Thursday, October 4, 2007


I woke up at in the middle of the night last night because someone rang the doorbell. For about thirty seconds I was really frightened. Was it one of my kids, standing on the doorstep, bleeding, with bones sticking out all over, needing me? Was it the police, asking me to take in flood victims because the dam broke and the river bottoms were now under seventeen feet of water? Could it be some weird person, recently escaped from a mental institution, carrying a machete down his pant leg?

It was none of those things. It was the train whistle on the other side of town. In fact, last night the train started giving its warning whistles miles and miles away from town. It was so far away that when it woke me up I had to strain to hear it again.
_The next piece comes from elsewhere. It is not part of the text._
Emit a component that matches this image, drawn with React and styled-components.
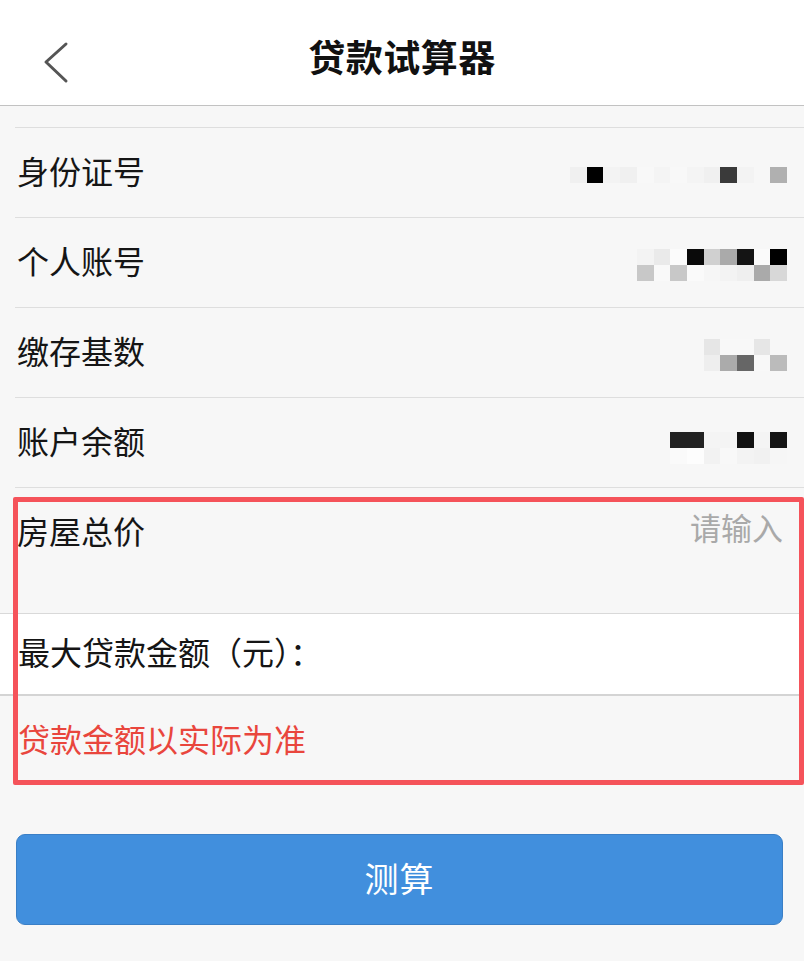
import React from "react";
import styled, { createGlobalStyle } from "styled-components";

const EstiloGlobal = createGlobalStyle`
  html, body {
    margin: 0;
    padding: 0;
    background: #f7f7f7;
    font-family: "Noto Sans CJK SC", "Noto Sans", sans-serif;
    color: #111;
  }
  * { box-sizing: border-box; }
`;

const Pagina = styled.div`
  width: 804px;
  min-height: 961px;
  background: #f7f7f7;
`;

const Cabecera = styled.header`
  height: 106px;
  background: #ffffff;
  border-bottom: 1px solid #c2c2c2;
  display: flex;
  align-items: center;
  justify-content: center;
  position: relative;
`;

const BotonAtras = styled.button`
  position: absolute;
  left: 35px;
  top: 36px;
  width: 40px;
  height: 52px;
  padding: 0;
  border: none;
  background: transparent;
  display: flex;
  align-items: center;
  justify-content: center;
`;

const Titulo = styled.h1`
  margin: 0;
  font-size: 37px;
  font-weight: 700;
  letter-spacing: 0.5px;
  color: #111;
  line-height: 1;
  padding-top: 8px;
`;

const Lista = styled.div`
  margin-top: 21px;
  margin-left: 15px;
  border-top: 1px solid #dedede;
`;

const Fila = styled.div`
  height: 90px;
  border-bottom: 1px solid #dedede;
  display: flex;
  align-items: center;
  justify-content: space-between;
  padding-right: 17px;
`;

const Etiqueta = styled.span`
  font-size: 32px;
  color: ${(p) => p.color || "#151515"};
  line-height: 1;
  padding-left: ${(p) => p.pad || 0}px;
  padding-bottom: 6px;
`;

const Mosaico = styled.div`
  display: grid;
  grid-template-columns: repeat(${(p) => p.cols}, 16.7px);
  grid-auto-rows: 16px;
  margin-top: ${(p) => p.offset || 0}px;
`;

const Celda = styled.span`
  display: block;
  background: ${(p) => p.tono};
`;

const Seccion = styled.div`
  position: relative;
`;

const FilaPrecio = styled.div`
  height: 126px;
  border-bottom: 1px solid #d9d9d9;
  display: flex;
  align-items: flex-start;
  justify-content: space-between;
  padding: 0 21px 0 17px;
`;

const ZonaEtiqueta = styled.div`
  height: 89px;
  display: flex;
  align-items: center;
`;

const Entrada = styled.input`
  height: 89px;
  width: 300px;
  border: none;
  outline: none;
  background: transparent;
  text-align: right;
  font-family: "Noto Sans CJK SC", sans-serif;
  font-size: 31px;
  padding: 0 0 12px 0;
  &::placeholder {
    color: #a9a9a9;
  }
`;

const FilaBlanca = styled.div`
  height: 82px;
  background: #ffffff;
  border-bottom: 2px solid #d4d4d4;
  display: flex;
  align-items: center;
  padding-left: 18px;
`;

const FilaAviso = styled.div`
  height: 90px;
  display: flex;
  align-items: center;
  padding-left: 18px;
`;

const Marco = styled.div`
  position: absolute;
  left: 13px;
  right: 0;
  top: 9px;
  height: 288px;
  border: 5px solid #f5535a;
  border-radius: 2px;
  pointer-events: none;
`;

const BotonCalcular = styled.button`
  display: block;
  margin: 48px 0 0 16px;
  width: 767px;
  height: 91px;
  border: 1px solid #3a7fc6;
  border-radius: 9px;
  background: #418fdd;
  color: #ffffff;
  font-family: "Noto Sans CJK SC", sans-serif;
  font-size: 34px;
  letter-spacing: 1px;
  padding: 0 0 4px 0;
`;

const datos = [
  {
    etiqueta: "身份证号",
    cols: 13,
    offset: 4,
    tonos: [
      "#f0f0f0", "#000000", "#f3f3f3", "#f0f0f0", "#f8f8f8", "#f4f4f4", "#f8f8f8",
      "#f4f4f4", "#f0f0f0", "#3a3a3a", "#f3f3f3", "#f7f7f7", "#b0b0b0",
    ],
  },
  {
    etiqueta: "个人账号",
    cols: 9,
    offset: 4,
    tonos: [
      "#f3f3f3", "#eaeaea", "#fbfbfb", "#0a0a0a", "#d0d0d0", "#aaaaaa", "#141414", "#fafafa", "#000000",
      "#c8c8c8", "#f9f9f9", "#c8c8c8", "#fafafa", "#f6f6f6", "#f3f3f3", "#efefef", "#aaaaaa", "#d8d8d8",
    ],
  },
  {
    etiqueta: "缴存基数",
    cols: 5,
    offset: 4,
    tonos: [
      "#e6e6e6", "#f8f8f8", "#f8f8f8", "#e6e6e6", "#f7f7f7",
      "#eeeeee", "#ababab", "#666666", "#f8f8f8", "#bbbbbb",
    ],
  },
  {
    etiqueta: "账户余额",
    cols: 7,
    offset: 10,
    tonos: [
      "#222222", "#222222", "#f4f4f4", "#f4f4f4", "#111111", "#f4f4f4", "#151515",
      "#fafafa", "#fdfdfd", "#f2f2f2", "#f8f8f8", "#f3f3f3", "#f1f1f1", "#f6f6f6",
    ],
  },
];

const App = () => {
  return (
    <>
      <EstiloGlobal />
      <Pagina>
        <Cabecera>
          <BotonAtras aria-label="返回">
            <svg width="30" height="44" viewBox="0 0 30 44">
              <polyline
                points="26,4 6,22 26,41"
                fill="none"
                stroke="#555"
                strokeWidth="3"
                strokeLinecap="round"
                strokeLinejoin="round"
              />
            </svg>
          </BotonAtras>
          <Titulo>贷款试算器</Titulo>
        </Cabecera>

        <Lista>
          {datos.map((d) => (
            <Fila key={d.etiqueta}>
              <Etiqueta pad={2}>{d.etiqueta}</Etiqueta>
              <Mosaico cols={d.cols} offset={d.offset}>
                {d.tonos.map((t, i) => (
                  <Celda key={i} tono={t} />
                ))}
              </Mosaico>
            </Fila>
          ))}
        </Lista>

        <Seccion>
          <FilaPrecio>
            <ZonaEtiqueta>
              <Etiqueta>房屋总价</Etiqueta>
            </ZonaEtiqueta>
            <Entrada placeholder="请输入" />
          </FilaPrecio>
          <FilaBlanca>
            <Etiqueta>最大贷款金额（元）：</Etiqueta>
          </FilaBlanca>
          <FilaAviso>
            <Etiqueta color="#e9463d">贷款金额以实际为准</Etiqueta>
          </FilaAviso>
          <Marco />
        </Seccion>

        <BotonCalcular>测算</BotonCalcular>
      </Pagina>
    </>
  );
};

export default App;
I dare say that no one else on this side of town could hear it at all.

In the summer I can hear people’s air conditioner go on and off way up the street. I can hear the first cricket of the season when his leg muscles are so brand new and feeble he doesn't "crick" yet but just makes "fooshing" noises

So, why is it that when someone whispers to me in church I can’t hear? I have to put my ear so close to their mouth they probably get earwax on their nose. Is it because I don’t want to participate in rudeness while someone else is giving a lesson or speaking in Sacrament meeting by talking? Or do I have selective hearing, attuned to odd stuff, like weed-eaters, in the rain, two blocks over?

Whatever it is, it’s annoying. It’s a handicap. I am both hearing impaired and a hearing genius, but at the wrong time. I want to be able to hear whispers and not hear faint train whistles, especially at 2:00 AM. Of course if I heard someone whisper at 2:00 AM I would really be freaked out so maybe I'll be happy with how things are. If you're up at 2:00 AM, when the train goes by, come on over. I'll be up answering the door anyway.